BC Hydro closely monitors contractor performance on the project and conducts independent reviews to verify cost and schedule forecasting, including risk management and mitigation. In October, Ernst & Young/BTY released their review, stating: “Overall, our review finds that the project is well defined and that the processes for managing risks and costs are largely representative of leading practices. Execution of the major work packages are clearly scoped and supported by both a robust set of project management practices and tools, as well as by a team with deep experience on delivering major projects for BC Hydro.”

So what about those orders?

With 150 legally-binding federal and provincial conditions and detailed site-specific and activity-specific environmental mitigation plans, we’re always working with our contractors and federal and provincial regulators to ensure we are in compliance. A number of independent agencies oversee these conditions and the independent environmental monitor continuously inspects the contractors’ work to verify it complies with all environmental requirements and reports all non-compliances. Qualified professionals from both BC Hydro and our contractors conduct inspections daily.

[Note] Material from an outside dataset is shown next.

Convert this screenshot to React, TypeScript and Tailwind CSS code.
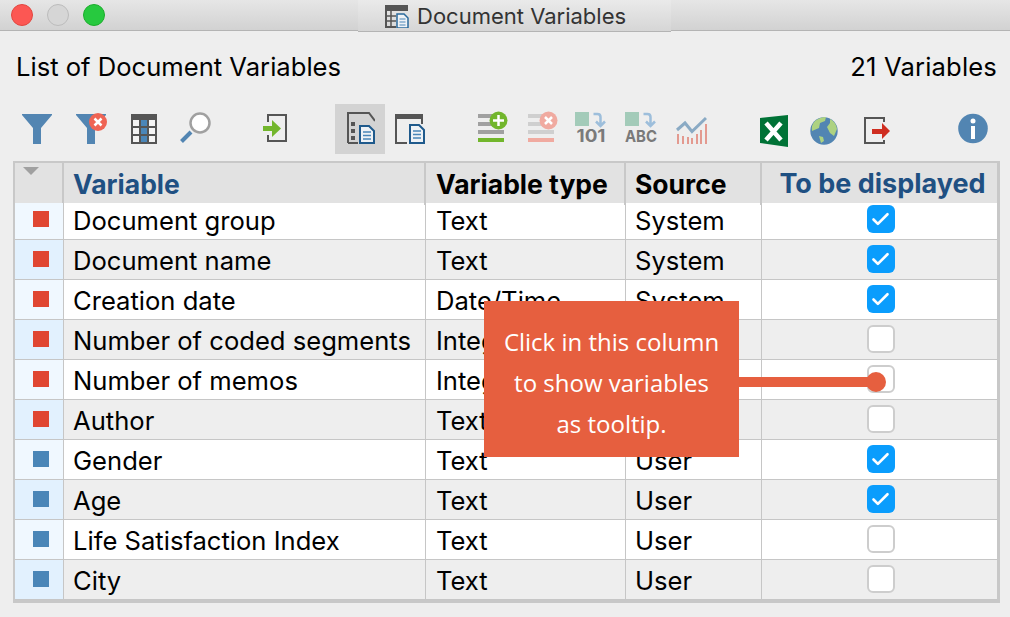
import { Check } from "lucide-react"

const rows = [
  { name: "Document group", type: "Text", source: "System", color: "bg-[#e04632]", on: true },
  { name: "Document name", type: "Text", source: "System", color: "bg-[#e04632]", on: true },
  { name: "Creation date", type: "Date/Time", source: "System", color: "bg-[#e04632]", on: true },
  { name: "Number of coded segments", type: "Integer", source: "System", color: "bg-[#e04632]", on: false },
  { name: "Number of memos", type: "Integer", source: "System", color: "bg-[#e04632]", on: false },
  { name: "Author", type: "Text", source: "System", color: "bg-[#e04632]", on: false },
  { name: "Gender", type: "Text", source: "User", color: "bg-[#4a86b8]", on: true },
  { name: "Age", type: "Text", source: "User", color: "bg-[#4a86b8]", on: true },
  { name: "Life Satisfaction Index", type: "Text", source: "User", color: "bg-[#4a86b8]", on: false },
  { name: "City", type: "Text", source: "User", color: "bg-[#4a86b8]", on: false },
]

const cols = "grid grid-cols-[49px_362px_200px_136px_235px]"

function Icon({ w, className, children }: { w: number; className?: string; children: React.ReactNode }) {
  return (
    <svg width={w} height="40" viewBox={`0 0 ${w} 40`} className={className}>
      {children}
    </svg>
  )
}

function Bars({ color, top, bottom }: { color: string; top: string; bottom: string }) {
  return (
    <>
      <g fill={color}>
        <rect x="0" y="5" width="26" height="4" />
        <rect x="0" y="13" width="26" height="4" />
        <rect x="0" y="21" width="26" height="4" />
      </g>
      <rect x="0" y="29" width="26" height="4" fill={bottom} />
      <circle cx="20.500" cy="11.500" r="9" fill={top} />
    </>
  )
}

function Toolbar() {
  return (
    <div className="flex h-[50px] items-center pl-[22px]">
      {/* filter */}
      <Icon w={30}><path d="M0 5h30v1L19 19v16h-8V19L0 6z" fill="#5285b2" /></Icon>
      {/* filter off */}
      <Icon w={31} className="ml-[24px]">
        <path d="M0 5h30v1L19 19v16h-8V19L0 6z" fill="#5285b2" />
        <circle cx="22" cy="13" r="9" fill="#ef6454" />
        <path d="M18.500 9.500l7 7m0-7l-7 7" stroke="#fff" strokeWidth="2.500" />
      </Icon>
      {/* table */}
      <Icon w={26} className="ml-[24px]">
        <rect x="0" y="5" width="26" height="30" fill="#555" />
        <g fill="#f4f4f4">
          <rect x="2" y="11" width="6" height="6" /><rect x="18" y="11" width="6" height="6" />
          <rect x="2" y="19" width="6" height="6" /><rect x="18" y="19" width="6" height="6" />
          <rect x="2" y="27" width="6" height="6" /><rect x="18" y="27" width="6" height="6" />
        </g>
        <g fill="#4a86b8">
          <rect x="10" y="11" width="6" height="6" /><rect x="10" y="19" width="6" height="6" /><rect x="10" y="27" width="6" height="6" />
        </g>
      </Icon>
      {/* search */}
      <Icon w={31} className="ml-[23px]">
        <circle cx="20" cy="14" r="9.500" fill="#fff" stroke="#a0a0a0" strokeWidth="2.500" />
        <path d="M11 23L1.500 32.500" stroke="#5285b2" strokeWidth="4" />
      </Icon>
      {/* import */}
      <Icon w={24} className="ml-[52px]">
        <path d="M5 13V6h18v26H5v-6" fill="none" stroke="#555" strokeWidth="2" />
        <rect x="0" y="17" width="12" height="5" fill="#72b62c" />
        <path d="M9 11l9 8.500-9 8.500z" fill="#72b62c" />
      </Icon>
      {/* active: all docs */}
      <div className="ml-[48px] flex h-[50px] w-[50px] items-center bg-[#d3d3d3] pl-[12px]">
        <Icon w={28}>
          <path d="M1 34V4h21l6 8" fill="none" stroke="#555" strokeWidth="2" />
          <path d="M1 34h10" stroke="#555" strokeWidth="2" />
          <g fill="#555"><rect x="4" y="13" width="4" height="4" /><rect x="4" y="20" width="4" height="4" /><rect x="4" y="27" width="4" height="4" /></g>
          <path d="M13 17h9l5 5v12H13z" fill="#eef2f6" stroke="#1f5a8c" strokeWidth="2" />
          <path d="M16 23h8M16 26.500h8M16 30h8" stroke="#4a86b8" strokeWidth="1.500" />
        </Icon>
      </div>
      {/* window docs */}
      <Icon w={30} className="ml-[10px]">
        <rect x="0" y="5" width="28" height="5" fill="#555" />
        <path d="M1 8v26h11M27 8v7" fill="none" stroke="#555" strokeWidth="2" />
        <path d="M15 16h9l5 5v13H15z" fill="#eef2f6" stroke="#1f5a8c" strokeWidth="2" />
        <path d="M18 22h8M18 25.500h8M18 29h8" stroke="#4a86b8" strokeWidth="1.500" />
      </Icon>
      {/* add variable */}
      <Icon w={30} className="ml-[53px]">
        <Bars color="#a0a0a0" top="#72b62c" bottom="#72b62c" />
        <path d="M20.500 6v11M15 11.500h11" stroke="#fff" strokeWidth="2.500" />
      </Icon>
      {/* remove variable */}
      <Icon w={30} className="ml-[20px]">
        <Bars color="#cfcfcf" top="#f0aaa0" bottom="#f0aaa0" />
        <path d="M17 8l7 7m0-7l-7 7" stroke="#fff" strokeWidth="2.500" />
      </Icon>
      {/* to integer */}
      <Icon w={32} className="ml-[17px]">
        <rect x="0" y="3" width="14" height="14" fill="#a3cbb9" />
        <path d="M18.500 5h4q3 0 3 3v8M21 12.500l4.500 4.500 4.500-4.500" fill="none" stroke="#9dbedb" strokeWidth="2.500" />
        <text x="1.500" y="33" fontFamily="Inter, sans-serif" fontWeight="700" fontSize="17" fill="#7a7a7a" textLength="29" lengthAdjust="spacingAndGlyphs">101</text>
      </Icon>
      {/* to text */}
      <Icon w={33} className="ml-[18px]">
        <rect x="0" y="3" width="14" height="14" fill="#a3cbb9" />
        <path d="M18.500 5h4q3 0 3 3v8M21 12.500l4.500 4.500 4.500-4.500" fill="none" stroke="#9dbedb" strokeWidth="2.500" />
        <text x="0" y="33" fontFamily="Inter, sans-serif" fontWeight="700" fontSize="16.500" fill="#7a7a7a" textLength="32" lengthAdjust="spacingAndGlyphs">ABC</text>
      </Icon>
      {/* stats */}
      <Icon w={31} className="ml-[18px]">
        <path d="M1 21l8-7 7 8.500L30 9" fill="none" stroke="#8aaac4" strokeWidth="3" />
        <g fill="#e39a90">
          <rect x="1" y="25" width="2" height="10" /><rect x="6" y="27" width="2" height="8" /><rect x="11" y="28" width="2" height="7" />
          <rect x="15" y="29" width="2" height="6" /><rect x="20" y="25" width="2" height="10" /><rect x="24" y="21" width="2" height="14" /><rect x="29" y="15" width="2" height="20" />
        </g>
      </Icon>
      {/* excel */}
      <Icon w={28} className="ml-[53px]">
        <path d="M0 9L28 6V38L0 34z" fill="#007236" />
        <path d="M6 14L21 31M21 14L6 31" stroke="#fff" strokeWidth="4.500" />
      </Icon>
      {/* globe */}
      <Icon w={28} className="ml-[22px]">
        <circle cx="14" cy="22" r="13.700" fill="#5285b2" />
        <path d="M5 12q5-4 11-4l-1 4-5 2-1 5-7 3q-1-6 3-10zM20 10q6 3 7 10l-3 7-4-3-3-6 3-4zM9 27l4 1 1 4-3 2z" fill="#add281" />
      </Icon>
      {/* exit */}
      <Icon w={26} className="ml-[26px]">
        <path d="M20 13V9H1v25h19v-3" fill="none" stroke="#555" strokeWidth="2" />
        <rect x="8" y="20" width="11" height="5" fill="#cf2d20" />
        <path d="M18 14l8 8-8 8z" fill="#cf2d20" />
      </Icon>
      {/* info */}
      <Icon w={30} className="ml-[68px]">
        <circle cx="15" cy="19.500" r="14.800" fill="#5285b2" />
        <circle cx="15" cy="12" r="2.500" fill="#fff" />
        <rect x="13" y="17" width="4" height="13" fill="#fff" />
      </Icon>
    </div>
  )
}

export default function App() {
  return (
    <div className="relative h-[617px] w-[1010px] overflow-hidden bg-[#eeeeee] font-['Inter',sans-serif] text-black">
      {/* Title bar */}
      <div className="flex h-[31px] items-start border-b border-[#b4b4b4] bg-gradient-to-b from-[#e6e6e6] to-[#d2d2d2]">
        <div className="flex gap-[14px] pl-[11px] pt-[4px]">
          <div className="h-[22px] w-[22px] rounded-full border border-[#e2463f] bg-[#fc5753]" />
          <div className="h-[22px] w-[22px] rounded-full border border-[#bcbcbc] bg-[#d6d6d6]" />
          <div className="h-[22px] w-[22px] rounded-full border border-[#1cad2c] bg-[#27c93f]" />
        </div>
        <div className="ml-[253px] flex h-[32px] w-[313px] items-center border-b border-[#b4b4b4] bg-gradient-to-b from-[#eaeaea] to-[#d6d6d6] pl-[27px]">
          <svg width="24" height="24" viewBox="0 0 24 24">
            <path d="M1 7v16h10" fill="none" stroke="#555" strokeWidth="2" />
            <rect x="0" y="1" width="23" height="6" fill="#555" />
            <path d="M1 12h10M1 17h10M6 7v15" stroke="#555" strokeWidth="1.500" />
            <path d="M12 10h7l4 4v10H12z" fill="#eef2f6" stroke="#2a6a9c" strokeWidth="1.500" />
            <path d="M14.500 15h6M14.500 18h6M14.500 21h6" stroke="#4a86b8" strokeWidth="1.200" />
          </svg>
          <span className="ml-[8px] text-[22px] leading-none text-[#333]">Document Variables</span>
        </div>
      </div>

      {/* Heading */}
      <div className="flex items-center justify-between px-[16px] pt-[21px] text-[25.600px] leading-[30px]">
        <span>List of Document Variables</span>
        <span className="-mr-[3px] tracking-[0.15px]">21 Variables</span>
      </div>

      <div className="mt-[22px]">
        <Toolbar />
      </div>

      {/* Table */}
      <div className="ml-[13px] mt-[7px] w-[987px] border-2 border-[#c8c8c8] border-r-[3px] border-b-[3px]">
        <div className={`${cols} h-[40px] bg-[#e2e2e2] text-[26.500px] font-bold leading-[42px]`}>
          <div className="border-r-2 border-[#c8c8c8] pl-[8px] pt-[4px]">
            <div className="h-0 w-0 border-x-[8px] border-t-[8px] border-x-transparent border-t-[#a0a0a0]" />
          </div>
          <div className="border-r-2 border-[#c8c8c8] pl-[9px] text-[#1f5082]">Variable</div>
          <div className="border-r-2 border-[#c8c8c8] pl-[10px]">Variable type</div>
          <div className="border-r-2 border-[#c8c8c8] pl-[9px]">Source</div>
          <div className="pl-[6px] text-center text-[27px] text-[#1f5082]">To be displayed</div>
        </div>
        {rows.map((row, i) => (
          <div
            key={row.name}
            className={`${cols} ${i === 0 ? "h-[37px] grid-rows-[36px] leading-[36px]" : "h-[40px] grid-rows-[39px] leading-[42px]"} border-b border-[#c6c6c6] text-[25.600px] ${i % 2 === 0 ? "bg-white" : "bg-[#eeeeee]"}`}
          >
            <div className={`flex items-center border-r border-[#c6c6c6] pl-[18px] ${i % 2 === 0 ? "bg-[#f0f8ff]" : "bg-[#e2f1fe]"}`}>
              <div className={`${i === 0 ? "mb-[4px]" : "mb-[1px]"} h-[16px] w-[16px] ${row.color}`} />
            </div>
            <div className="truncate border-r border-[#c6c6c6] pl-[9px]">{row.name}</div>
            <div className="border-r border-[#c6c6c6] pl-[10px]">{row.type}</div>
            <div className="border-r border-[#c6c6c6] pl-[9px]">{row.source}</div>
            <div className="flex items-center justify-center pl-[2px]">
              {row.on ? (
                <div className={`${i === 0 ? "mb-[4px]" : "mb-[1px]"} flex h-[28px] w-[28px] items-center justify-center rounded-[6px] bg-[#0a9dfd]`}>
                  <Check className="h-[21px] w-[21px] text-white" strokeWidth={3} />
                </div>
              ) : (
                <div className="mb-[1px] h-[28px] w-[28px] rounded-[6px] border-2 border-[#cdcdcd] bg-white" />
              )}
            </div>
          </div>
        ))}
      </div>

      {/* Callout */}
      <div className="absolute left-[484px] top-[301px] flex h-[156px] w-[255px] items-center justify-center bg-[#e65f3f] pt-[6px] text-center font-['Open_Sans',sans-serif] text-[24px] leading-[41px] text-white">
        <p>Click in this column<br />to show variables<br />as tooltip.</p>
      </div>
      <div className="absolute left-[739px] top-[377px] h-[10px] w-[130px] bg-[#e65f3f]" />
      <div className="absolute left-[866px] top-[372px] h-[20px] w-[20px] rounded-full bg-[#e65f3f]" />
    </div>
  )
}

To date, following 18 months of construction and multiple inspections covering the full range of conditions and activities, the project has received four orders. Two of the orders, one on waste management and recycling and one on controlling fuel leaks from vehicles, were issued to the same contractor who put in place a number of corrective actions and was found to be in compliance in a follow-up inspection.

A third order related to the construction bridge over the Moberly River and required an aquatic spill kit to be placed in a boat and an absorbent boom to be placed in the construction site area – to support response efforts in the event of a spill. The contractor responsible has put these measures in place.

The fourth order was issued by the B.C. Environmental Assessment Office last April and stated that BC Hydro was not in compliance with conditions related to erosion and sediment control. We took immediate steps to respond in the face of some severe rain events that caused flash flooding and made erosion and sediment control even more challenging. In fact, the precipitation over the May to August 2016 period would be likely to occur only once or twice per century.

A new erosion and sediment control plan is now in place with 30 kilometres of silt fencing installed, nine sediment ponds in operation and 240,000 square metres of area hydroseeded – a process to control erosion. In total, there are 15 employees on the project site responsible for implementation of erosion and sediment control implementation.

In December, the Canadian Environmental Assessment Agency issued a notice of intent to issue an order after an inspection determined that while contingency supplies to control erosion and sediment were on-site, they were not sufficient or in the right areas. A notice of intent does not stop work – it signals that an Order could be issued if corrective steps are not taken. We took immediate action, with our contractor to ensure sufficient contingency supplies were placed in the appropriate areas on the worksite and have now provided that information to the Agency for their review. In a statement, the Agency confirmed they have received our response and that they are not contemplating a stop work order in relation to this matter.